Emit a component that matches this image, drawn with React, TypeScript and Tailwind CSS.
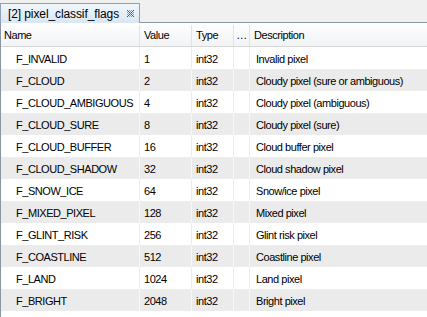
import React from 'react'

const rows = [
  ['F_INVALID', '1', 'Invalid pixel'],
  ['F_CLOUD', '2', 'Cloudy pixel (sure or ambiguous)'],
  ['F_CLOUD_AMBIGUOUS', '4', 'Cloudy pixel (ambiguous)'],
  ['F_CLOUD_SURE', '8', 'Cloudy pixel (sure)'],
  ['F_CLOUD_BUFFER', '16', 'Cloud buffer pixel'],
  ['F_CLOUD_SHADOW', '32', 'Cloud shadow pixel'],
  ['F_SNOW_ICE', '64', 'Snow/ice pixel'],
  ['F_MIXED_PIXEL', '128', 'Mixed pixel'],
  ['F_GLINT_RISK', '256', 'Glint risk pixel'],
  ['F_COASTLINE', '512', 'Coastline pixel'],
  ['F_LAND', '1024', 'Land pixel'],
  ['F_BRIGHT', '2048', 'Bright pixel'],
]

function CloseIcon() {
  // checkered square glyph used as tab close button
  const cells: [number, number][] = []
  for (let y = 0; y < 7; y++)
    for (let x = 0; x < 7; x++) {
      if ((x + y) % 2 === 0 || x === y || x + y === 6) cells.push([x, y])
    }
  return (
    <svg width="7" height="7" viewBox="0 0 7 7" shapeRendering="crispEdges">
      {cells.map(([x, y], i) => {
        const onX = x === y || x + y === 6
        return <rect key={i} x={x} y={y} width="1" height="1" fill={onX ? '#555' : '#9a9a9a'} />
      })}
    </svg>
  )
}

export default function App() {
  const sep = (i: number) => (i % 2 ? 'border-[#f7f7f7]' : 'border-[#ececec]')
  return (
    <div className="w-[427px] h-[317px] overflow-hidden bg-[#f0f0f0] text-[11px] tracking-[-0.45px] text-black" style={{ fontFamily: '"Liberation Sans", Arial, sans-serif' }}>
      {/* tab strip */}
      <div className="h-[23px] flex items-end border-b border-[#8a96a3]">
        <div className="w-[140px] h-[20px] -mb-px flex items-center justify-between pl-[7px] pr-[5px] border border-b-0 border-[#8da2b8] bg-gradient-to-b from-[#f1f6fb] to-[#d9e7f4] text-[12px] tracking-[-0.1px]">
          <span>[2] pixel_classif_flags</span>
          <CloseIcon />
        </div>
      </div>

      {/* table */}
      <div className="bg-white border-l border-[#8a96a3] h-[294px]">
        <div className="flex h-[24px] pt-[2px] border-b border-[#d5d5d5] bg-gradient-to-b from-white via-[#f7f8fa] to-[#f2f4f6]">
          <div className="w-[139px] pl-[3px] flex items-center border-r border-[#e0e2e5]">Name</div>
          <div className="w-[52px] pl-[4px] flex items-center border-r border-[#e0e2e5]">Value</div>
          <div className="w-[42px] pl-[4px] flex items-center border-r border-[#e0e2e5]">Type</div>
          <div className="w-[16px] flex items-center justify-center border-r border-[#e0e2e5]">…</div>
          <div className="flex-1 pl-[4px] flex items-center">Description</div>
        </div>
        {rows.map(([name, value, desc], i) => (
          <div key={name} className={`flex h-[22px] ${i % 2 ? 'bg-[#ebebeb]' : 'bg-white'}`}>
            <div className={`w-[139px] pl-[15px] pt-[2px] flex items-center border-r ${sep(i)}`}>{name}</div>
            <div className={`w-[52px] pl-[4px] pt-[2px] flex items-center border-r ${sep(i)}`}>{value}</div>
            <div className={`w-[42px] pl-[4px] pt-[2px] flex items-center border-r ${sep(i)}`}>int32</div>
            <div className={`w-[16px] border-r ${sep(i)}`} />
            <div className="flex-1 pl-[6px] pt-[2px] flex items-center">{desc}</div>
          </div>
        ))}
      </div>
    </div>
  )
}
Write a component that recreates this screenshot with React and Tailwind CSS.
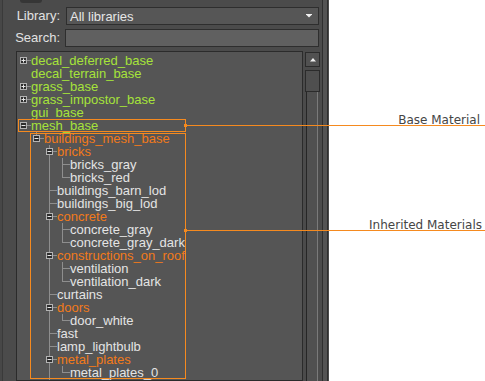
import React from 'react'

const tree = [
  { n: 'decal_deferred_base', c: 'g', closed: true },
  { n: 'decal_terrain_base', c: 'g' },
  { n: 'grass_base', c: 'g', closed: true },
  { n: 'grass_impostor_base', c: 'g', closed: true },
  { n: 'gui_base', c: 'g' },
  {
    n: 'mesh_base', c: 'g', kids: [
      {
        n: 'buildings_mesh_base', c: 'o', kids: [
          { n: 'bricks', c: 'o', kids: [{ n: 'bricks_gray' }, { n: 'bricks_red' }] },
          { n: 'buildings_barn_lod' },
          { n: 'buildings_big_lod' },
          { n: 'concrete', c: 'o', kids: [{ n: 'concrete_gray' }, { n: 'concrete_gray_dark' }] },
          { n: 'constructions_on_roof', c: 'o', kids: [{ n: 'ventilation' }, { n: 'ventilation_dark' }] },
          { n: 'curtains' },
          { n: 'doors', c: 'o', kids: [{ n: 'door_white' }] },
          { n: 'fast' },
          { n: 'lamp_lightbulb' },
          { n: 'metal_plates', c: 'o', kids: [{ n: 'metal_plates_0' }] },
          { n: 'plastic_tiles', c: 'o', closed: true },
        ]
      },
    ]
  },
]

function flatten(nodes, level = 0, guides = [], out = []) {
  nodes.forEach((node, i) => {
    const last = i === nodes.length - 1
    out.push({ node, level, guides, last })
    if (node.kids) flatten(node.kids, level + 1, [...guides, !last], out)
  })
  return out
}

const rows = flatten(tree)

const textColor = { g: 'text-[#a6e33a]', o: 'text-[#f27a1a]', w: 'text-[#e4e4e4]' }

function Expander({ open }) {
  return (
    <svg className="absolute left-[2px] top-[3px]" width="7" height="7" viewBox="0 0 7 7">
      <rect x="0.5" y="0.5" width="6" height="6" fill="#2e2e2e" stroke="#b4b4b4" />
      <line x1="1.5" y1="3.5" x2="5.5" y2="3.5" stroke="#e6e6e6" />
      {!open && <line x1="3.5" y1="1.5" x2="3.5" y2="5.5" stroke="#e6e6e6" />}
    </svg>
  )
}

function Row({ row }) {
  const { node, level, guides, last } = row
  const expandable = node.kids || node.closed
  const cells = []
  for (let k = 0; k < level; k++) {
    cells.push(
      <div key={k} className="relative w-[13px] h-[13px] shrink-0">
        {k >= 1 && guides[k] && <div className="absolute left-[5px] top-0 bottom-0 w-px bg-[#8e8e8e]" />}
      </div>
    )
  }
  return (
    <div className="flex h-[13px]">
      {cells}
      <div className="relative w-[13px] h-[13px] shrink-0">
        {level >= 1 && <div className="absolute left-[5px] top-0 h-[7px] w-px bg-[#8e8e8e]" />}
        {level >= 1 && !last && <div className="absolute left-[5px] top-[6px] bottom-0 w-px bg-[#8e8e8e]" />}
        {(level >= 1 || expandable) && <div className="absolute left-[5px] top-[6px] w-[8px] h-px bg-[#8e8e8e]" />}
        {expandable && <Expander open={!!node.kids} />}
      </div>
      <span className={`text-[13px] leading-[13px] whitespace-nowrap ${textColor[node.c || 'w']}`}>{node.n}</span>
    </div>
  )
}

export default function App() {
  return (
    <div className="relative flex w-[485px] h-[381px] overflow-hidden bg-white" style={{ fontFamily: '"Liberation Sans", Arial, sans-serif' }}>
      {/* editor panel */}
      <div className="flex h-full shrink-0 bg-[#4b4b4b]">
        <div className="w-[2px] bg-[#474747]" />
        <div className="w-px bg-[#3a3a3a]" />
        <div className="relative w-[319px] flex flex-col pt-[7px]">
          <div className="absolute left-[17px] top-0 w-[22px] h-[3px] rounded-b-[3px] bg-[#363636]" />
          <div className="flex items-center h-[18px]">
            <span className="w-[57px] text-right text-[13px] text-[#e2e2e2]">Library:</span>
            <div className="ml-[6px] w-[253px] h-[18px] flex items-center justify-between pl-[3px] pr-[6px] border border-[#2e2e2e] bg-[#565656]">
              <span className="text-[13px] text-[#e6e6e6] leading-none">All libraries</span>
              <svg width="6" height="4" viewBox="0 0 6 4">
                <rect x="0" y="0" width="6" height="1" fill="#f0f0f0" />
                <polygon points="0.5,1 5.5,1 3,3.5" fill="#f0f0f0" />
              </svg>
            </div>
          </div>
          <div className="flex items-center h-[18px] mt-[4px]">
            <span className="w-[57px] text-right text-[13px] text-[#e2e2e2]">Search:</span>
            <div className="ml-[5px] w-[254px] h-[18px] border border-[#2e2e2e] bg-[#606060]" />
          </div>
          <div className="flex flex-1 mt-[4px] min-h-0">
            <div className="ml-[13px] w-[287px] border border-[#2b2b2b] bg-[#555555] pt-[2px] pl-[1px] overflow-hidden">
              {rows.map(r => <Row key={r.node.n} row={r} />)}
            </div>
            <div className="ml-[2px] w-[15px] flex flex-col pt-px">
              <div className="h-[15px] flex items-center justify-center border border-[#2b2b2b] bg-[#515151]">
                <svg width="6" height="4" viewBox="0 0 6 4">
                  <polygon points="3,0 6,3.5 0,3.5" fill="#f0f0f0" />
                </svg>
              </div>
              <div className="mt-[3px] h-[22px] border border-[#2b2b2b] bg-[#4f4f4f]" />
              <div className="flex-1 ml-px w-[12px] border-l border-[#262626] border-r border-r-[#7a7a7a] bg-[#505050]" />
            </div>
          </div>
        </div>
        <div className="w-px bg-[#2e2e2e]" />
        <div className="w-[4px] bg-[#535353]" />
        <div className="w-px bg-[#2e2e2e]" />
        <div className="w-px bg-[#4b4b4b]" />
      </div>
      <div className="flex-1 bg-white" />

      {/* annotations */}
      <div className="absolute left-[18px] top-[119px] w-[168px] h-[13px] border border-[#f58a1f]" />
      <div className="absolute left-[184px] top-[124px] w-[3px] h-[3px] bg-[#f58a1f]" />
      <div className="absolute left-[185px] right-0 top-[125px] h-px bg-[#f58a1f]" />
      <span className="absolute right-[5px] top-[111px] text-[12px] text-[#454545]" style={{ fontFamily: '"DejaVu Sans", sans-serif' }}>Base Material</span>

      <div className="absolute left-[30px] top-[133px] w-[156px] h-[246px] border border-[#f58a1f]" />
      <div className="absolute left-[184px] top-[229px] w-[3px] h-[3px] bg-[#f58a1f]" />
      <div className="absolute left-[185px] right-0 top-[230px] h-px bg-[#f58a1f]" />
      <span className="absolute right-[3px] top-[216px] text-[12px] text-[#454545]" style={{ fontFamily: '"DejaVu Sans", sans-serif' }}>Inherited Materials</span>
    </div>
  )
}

________________________________________

PROMPT: Only the lines between the line with "Write a component" and the line with "o: 'text-[#f27a1a]', w: 'text-[#e4e4e4]'", inclusive, should be reproduced, exactly as written and without pictures.

ANSWER TO THIS PROBLEM:
Write a component that recreates this screenshot with React and Tailwind CSS.
import React from 'react'

const tree = [
  { n: 'decal_deferred_base', c: 'g', closed: true },
  { n: 'decal_terrain_base', c: 'g' },
  { n: 'grass_base', c: 'g', closed: true },
  { n: 'grass_impostor_base', c: 'g', closed: true },
  { n: 'gui_base', c: 'g' },
  {
    n: 'mesh_base', c: 'g', kids: [
      {
        n: 'buildings_mesh_base', c: 'o', kids: [
          { n: 'bricks', c: 'o', kids: [{ n: 'bricks_gray' }, { n: 'bricks_red' }] },
          { n: 'buildings_barn_lod' },
          { n: 'buildings_big_lod' },
          { n: 'concrete', c: 'o', kids: [{ n: 'concrete_gray' }, { n: 'concrete_gray_dark' }] },
          { n: 'constructions_on_roof', c: 'o', kids: [{ n: 'ventilation' }, { n: 'ventilation_dark' }] },
          { n: 'curtains' },
          { n: 'doors', c: 'o', kids: [{ n: 'door_white' }] },
          { n: 'fast' },
          { n: 'lamp_lightbulb' },
          { n: 'metal_plates', c: 'o', kids: [{ n: 'metal_plates_0' }] },
          { n: 'plastic_tiles', c: 'o', closed: true },
        ]
      },
    ]
  },
]

function flatten(nodes, level = 0, guides = [], out = []) {
  nodes.forEach((node, i) => {
    const last = i === nodes.length - 1
    out.push({ node, level, guides, last })
    if (node.kids) flatten(node.kids, level + 1, [...guides, !last], out)
  })
  return out
}

const rows = flatten(tree)

const textColor = { g: 'text-[#a6e33a]', o: 'text-[#f27a1a]', w: 'text-[#e4e4e4]' }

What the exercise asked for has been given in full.